The rostral fragment is a total of 211mm long not including the missing tip. It is edentulous (toothless) with a slightly concave dorsal surface and a straight ventral margin. The lateral surface preserves a single row of foramina on each side, which appear to form alternating pairs between the left and right side, but this offset may be broken with the more posteriorly located foramina. The foramina are large and elongated and decrease in size anteroposteriorly. In cross-section the beak is oval towards the tip of the snout with some tapering towards the dorsal surface and a large ventral depression. As the beak moves further towards the end of the skull, the cross-section takes on a more "tear-drop" shape with noticeably convex lateral margins and a deeper occlusal groove. The walls of the bone are relatively thick throughout the specimen.

Referred specimen FSAC-KK 5013 has a much lower rostral angle of only 6° (as opposed to the 14° of the holotype) with a straighter dorsal margin. As the fossil otherwise resembles the holotype in cross-section, occlusal pit and sharing the same single row of foramina, it has been interpreted to represent a mandibular fragment. This conclusion is supported by the fact that the occlusal surface of this specimen is almost perfectly complementary to the holotype specimen.

==Classification==
An exact classification of Apatorhamphus is difficult due to its fragmentary nature, however a more approximate placement within Pterosauria is still possible. Due to the toothless nature of the rostral elements, it can only belong to either Azhdarchoidea or Pteranodontia. The fossils differ from those of Pteranodontians through the thicker bony walls, less pointed beak, shallower rostrum and the presence of the foramina along the lateral surface. Dsungaripterids are at least partially toothless, however the edentulous area of the beak is limited to the anterior end and relatively small. One possible exception would be Banguela, however the placement of this taxon within Dsungaripteridae has been questioned and it furthermore greatly differs from Apatorhamphus due to its blade-like occlusal surface. Apatorhamphus can also be excluded from the Tapejaridae and Thalassodromidae as it lacks apomorphies with these groups.

Apatorhamphus more closely resembles azhdarchids and chaoyangopterids. The lateral profile of Apatorhamphus is similar to those of multiple genera of chaoyangopterids. They also share the straight occlusal margin and gentle curve of the dorsal margin. Based on its similarities to Chaoyangopterus and Jidapterus McPhee et al. tentatively assigned Apatorhamphus to Chaoyangopteridae.

==Paleoecology==
Apatorhamphus was part of a diverse assemblage of pterosaurs native to Cretaceous North Africa, which inhabited an area offering a variety of ecological niches including ponds, lakes, marshes and river banks.
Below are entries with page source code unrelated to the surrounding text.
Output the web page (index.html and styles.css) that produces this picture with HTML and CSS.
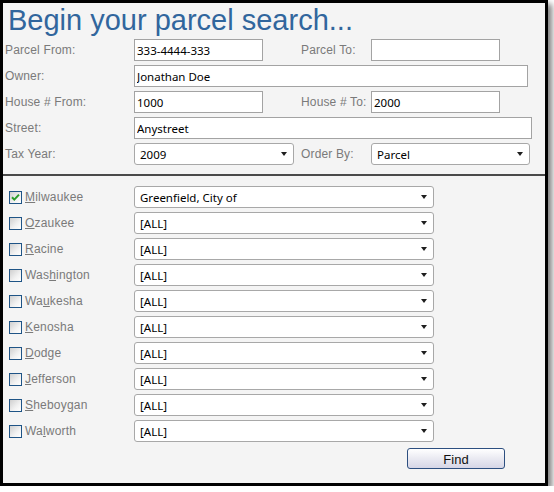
FILE: index.html
```html
<!DOCTYPE html>
<html lang="en">
<head>
<meta charset="utf-8">
<title>Parcel search</title>
<link rel="stylesheet" href="styles.css">
</head>
<body>
<div class="window">
  <h1 class="title">Begin your parcel search...</h1>
  <div class="fields">
    <div class="row">
      <label class="lbl">Parcel From:</label>
      <input class="txt w-short" type="text" value="333-4444-333">
      <label class="lbl lbl-2">Parcel To:</label>
      <input class="txt w-short" type="text" value="">
    </div>
    <div class="row">
      <label class="lbl">Owner:</label>
      <input class="txt w-owner" type="text" value="Jonathan Doe">
    </div>
    <div class="row">
      <label class="lbl">House # From:</label>
      <input class="txt w-short" type="text" value="1000">
      <label class="lbl lbl-2">House # To:</label>
      <input class="txt w-short" type="text" value="2000">
    </div>
    <div class="row">
      <label class="lbl">Street:</label>
      <input class="txt w-street" type="text" value="Anystreet">
    </div>
    <div class="row">
      <label class="lbl">Tax Year:</label>
      <span class="sel w-year"><select><option>2009</option></select></span>
      <label class="lbl lbl-3">Order By:</label>
      <span class="sel w-order"><select><option>Parcel</option></select></span>
    </div>
  </div>
  <div class="sep"></div>
  <div class="counties">
    <div class="crow">
      <label class="chk"><span class="box"><svg viewBox="0 0 11 11" width="11" height="11"><path d="M2 5.2 L4.3 7.6 L9 2.6" fill="none" stroke="#2a9d2a" stroke-width="2"/></svg></span><span class="cname"><u>M</u>ilwaukee</span></label>
      <span class="sel w-county"><select><option>Greenfield, City of</option></select></span>
    </div>
    <div class="crow">
      <label class="chk"><span class="box"></span><span class="cname"><u>O</u>zaukee</span></label>
      <span class="sel w-county"><select><option>[ALL]</option></select></span>
    </div>
    <div class="crow">
      <label class="chk"><span class="box"></span><span class="cname"><u>R</u>acine</span></label>
      <span class="sel w-county"><select><option>[ALL]</option></select></span>
    </div>
    <div class="crow">
      <label class="chk"><span class="box"></span><span class="cname">Was<u>h</u>ington</span></label>
      <span class="sel w-county"><select><option>[ALL]</option></select></span>
    </div>
    <div class="crow">
      <label class="chk"><span class="box"></span><span class="cname">Wa<u>u</u>kesha</span></label>
      <span class="sel w-county"><select><option>[ALL]</option></select></span>
    </div>
    <div class="crow">
      <label class="chk"><span class="box"></span><span class="cname"><u>K</u>enosha</span></label>
      <span class="sel w-county"><select><option>[ALL]</option></select></span>
    </div>
    <div class="crow">
      <label class="chk"><span class="box"></span><span class="cname"><u>D</u>odge</span></label>
      <span class="sel w-county"><select><option>[ALL]</option></select></span>
    </div>
    <div class="crow">
      <label class="chk"><span class="box"></span><span class="cname"><u>J</u>efferson</span></label>
      <span class="sel w-county"><select><option>[ALL]</option></select></span>
    </div>
    <div class="crow">
      <label class="chk"><span class="box"></span><span class="cname"><u>S</u>heboygan</span></label>
      <span class="sel w-county"><select><option>[ALL]</option></select></span>
    </div>
    <div class="crow">
      <label class="chk"><span class="box"></span><span class="cname">Wa<u>l</u>worth</span></label>
      <span class="sel w-county"><select><option>[ALL]</option></select></span>
    </div>
  </div>
  <div class="actions"><button class="find" type="button">Find</button></div>
</div>
</body>
</html>
```

FILE: styles.css
```css
* { box-sizing: border-box; }

html, body {
  margin: 0;
  padding: 0;
  background: #ffffff;
}

body {
  font-family: "Liberation Sans", Arial, sans-serif;
  font-size: 12px;
}

.window {
  width: 548px;
  border: 3px solid #000;
  background: #f4f4f4;
  padding: 2px 0 14px 0;
  box-shadow: 4px 4px 6px rgba(0, 0, 0, 0.5);
}

.title {
  margin: 0 0 0 5px;
  font-family: "Liberation Sans", Arial, sans-serif;
  font-weight: normal;
  font-size: 29px;
  line-height: 30px;
  color: #31669d;
}

.fields {
  margin-top: 4px;
  padding-left: 2px;
  display: flex;
  flex-direction: column;
  gap: 4px;
}

.row {
  display: flex;
  align-items: center;
  height: 22px;
}

.lbl {
  width: 129px;
  flex: none;
  color: #7a7a7a;
  font-size: 12px;
  letter-spacing: 0.15px;
}

.lbl-2 { margin-left: 38px; width: 70px; }
.lbl-3 { margin-left: 7px; width: 70px; }

.txt {
  flex: none;
  height: 22px;
  border: 1px solid #a3a3a3;
  background: #fff;
  padding: 0 2px;
  margin: 0;
  font-family: "Noto Sans", "DejaVu Sans", sans-serif;
  font-size: 11.5px;
  color: #000;
  outline: none;
}

.w-short { width: 129px; }
.w-owner { width: 394px; }
.w-street { width: 398px; }

.sel {
  position: relative;
  display: inline-block;
  flex: none;
  height: 22px;
}

.sel select {
  -webkit-appearance: none;
  appearance: none;
  width: 100%;
  height: 22px;
  margin: 0;
  border: 1px solid #a8a8a8;
  border-radius: 3px;
  background: #fff;
  padding: 0 0 0 5px;
  font-family: "Noto Sans", "DejaVu Sans", sans-serif;
  font-size: 11.5px;
  color: #000;
  outline: none;
}

.sel::after {
  content: "";
  position: absolute;
  right: 7px;
  top: 9px;
  border-left: 3px solid transparent;
  border-right: 3px solid transparent;
  border-top: 4px solid #1e1e1e;
}

.w-year { width: 160px; }
.w-order { width: 159px; }
.w-county { width: 300px; }

.sep {
  margin-top: 9px;
  border-top: 2px solid #4a4a4a;
}

.counties {
  margin-top: 10px;
  padding-left: 2px;
  display: flex;
  flex-direction: column;
  gap: 4px;
}

.crow {
  display: flex;
  align-items: center;
  height: 22px;
}

.chk {
  width: 129px;
  flex: none;
  display: flex;
  align-items: center;
  padding-left: 4px;
  color: #7a7a7a;
  font-size: 12px;
  letter-spacing: 0.2px;
}

.box {
  width: 13px;
  height: 13px;
  flex: none;
  border: 1px solid #1f5486;
  background: linear-gradient(135deg, #cfcfcf 0%, #f2f2f2 60%, #ffffff 100%);
  display: flex;
  align-items: center;
  justify-content: center;
  margin-right: 3px;
}

.box svg { display: block; }

.cname u {
  text-underline-offset: 1px;
}

.actions {
  margin-top: 6px;
  padding-left: 404px;
}

.find {
  width: 98px;
  height: 21px;
  margin: 0;
  padding: 1px 0 0 0;
  border: 1px solid #2d4f80;
  border-radius: 3px;
  background: linear-gradient(#ffffff 0%, #ececf3 45%, #d6d6e6 100%);
  font-family: "Liberation Sans", Arial, sans-serif;
  font-size: 13px;
  color: #111;
}
```
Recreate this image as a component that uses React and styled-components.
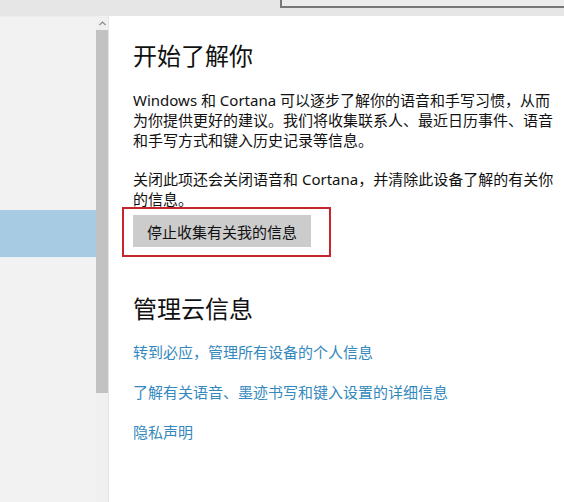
import React from "react";
import styled, { createGlobalStyle } from "styled-components";

const GlobalStyle = createGlobalStyle`
  html, body {
    margin: 0;
    padding: 0;
    height: 100%;
    overflow: hidden;
  }
  body {
    font-family: "Noto Sans", "Noto Sans CJK SC", sans-serif;
    color: #111;
  }
`;

const App = () => {
  return (
    <Page>
      <GlobalStyle />
      <TopBar>
        <SearchBox />
      </TopBar>
      <Main>
        <Sidebar>
          <NavItem />
          <NavItem />
          <NavItem />
          <NavItem />
          <NavItem selected />
          <NavItem />
        </Sidebar>
        <ScrollTrack>
          <ArrowUp>
            <svg width="7" height="5" viewBox="0 0 7 5">
              <path d="M0.5 4 L3.5 1 L6.5 4" fill="none" stroke="#8a8a8a" strokeWidth="1.2" />
            </svg>
          </ArrowUp>
          <Thumb />
        </ScrollTrack>
        <Content>
          <Title>开始了解你</Title>
          <Para>
            Windows 和 Cortana 可以逐步了解你的语音和手写习惯，从而
            <br />
            为你提供更好的建议。我们将收集联系人、最近日历事件、语音
            <br />
            和手写方式和键入历史记录等信息。
          </Para>
          <Para tight>
            关闭此项还会关闭语音和 Cortana，并清除此设备了解的有关你
            <br />
            的信息。
          </Para>
          <Highlight>
            <Button>停止收集有关我的信息</Button>
          </Highlight>
          <Title second>管理云信息</Title>
          <Links>
            <LinkText>转到必应，管理所有设备的个人信息</LinkText>
            <LinkText>了解有关语音、墨迹书写和键入设置的详细信息</LinkText>
            <LinkText>隐私声明</LinkText>
          </Links>
        </Content>
      </Main>
    </Page>
  );
};

export default App;

const Page = styled.div`
  display: flex;
  flex-direction: column;
  width: 100vw;
  height: 100vh;
  background: #fff;
`;

const TopBar = styled.div`
  display: flex;
  height: 16px;
  padding-left: 280px;
  background: #e6e6e6;
  flex-shrink: 0;
`;

const SearchBox = styled.div`
  flex: 1;
  height: 6px;
  background: #ececec;
  border-left: 2px solid #777;
  border-bottom: 2px solid #777;
`;

const Main = styled.div`
  flex: 1;
  display: flex;
  min-height: 0;
`;

const Sidebar = styled.div`
  width: 96px;
  flex-shrink: 0;
  padding-top: 1px;
  background: #f2f2f2;
  border-top: 1px solid #ececec;
`;

const NavItem = styled.div`
  height: 48px;
  background: ${(p) => (p.selected ? "#a7cbe2" : "transparent")};
  border-bottom: 1px solid ${(p) => (p.selected ? "#e6f0f6" : "transparent")};
  box-sizing: border-box;
`;

const ScrollTrack = styled.div`
  width: 12px;
  flex-shrink: 0;
  display: flex;
  flex-direction: column;
  background: #f0f0f0;
  border-right: 1px solid #e4e4e4;
`;

const ArrowUp = styled.div`
  height: 13px;
  display: flex;
  align-items: center;
  justify-content: center;
  padding-top: 1px;
`;

const Thumb = styled.div`
  height: 363px;
  background: #c2c2c2;
`;

const Content = styled.div`
  flex: 1;
  padding: 24px 0 0 24px;
  background: #fff;
`;

const Title = styled.h2`
  margin: ${(p) => (p.second ? "36px" : "0")} 0 0;
  font-size: 24px;
  line-height: 32px;
  font-weight: 400;
  color: #111;
`;

const Para = styled.p`
  margin: ${(p) => (p.tight ? "19px" : "18px")} 0 0;
  font-size: 15px;
  line-height: 20px;
  color: #111;
  white-space: nowrap;
`;

const Highlight = styled.div`
  display: inline-flex;
  align-self: flex-start;
  margin: -2px 0 0 -11px;
  padding: 6px 18px 8px 9px;
  border: 2px solid #c4262e;
`;

const Button = styled.button`
  width: 178px;
  height: 32px;
  border: none;
  background: #cccccc;
  font-family: "Noto Sans", "Noto Sans CJK SC", sans-serif;
  font-size: 15px;
  color: #111;
  padding: 0;
`;

const Links = styled.div`
  display: flex;
  flex-direction: column;
  gap: 20px;
  margin-top: 17px;
`;

const LinkText = styled.a`
  font-size: 15px;
  line-height: 20px;
  color: #3389bd;
  text-decoration: none;
`;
During the Cretaceous this area was home to the azhdarchid Alanqa, the tapejarid Afrotapejara, a variety of anhanguerids as well as Xericeps, another possible chaoyangopterid, and Leptostomia, a long beaked azhdarchoid. However it is unclear which exact niche Apatorhamphus would have inhabited within this ecosystem. Smith and colleagues suggest that Apatorhamphus, like other chaoyangopterids, may have been a generalist or piscivore with a lifestyle similar to that of Alanqa. They further argue that large adults and juvenile specimens may have filled different niches.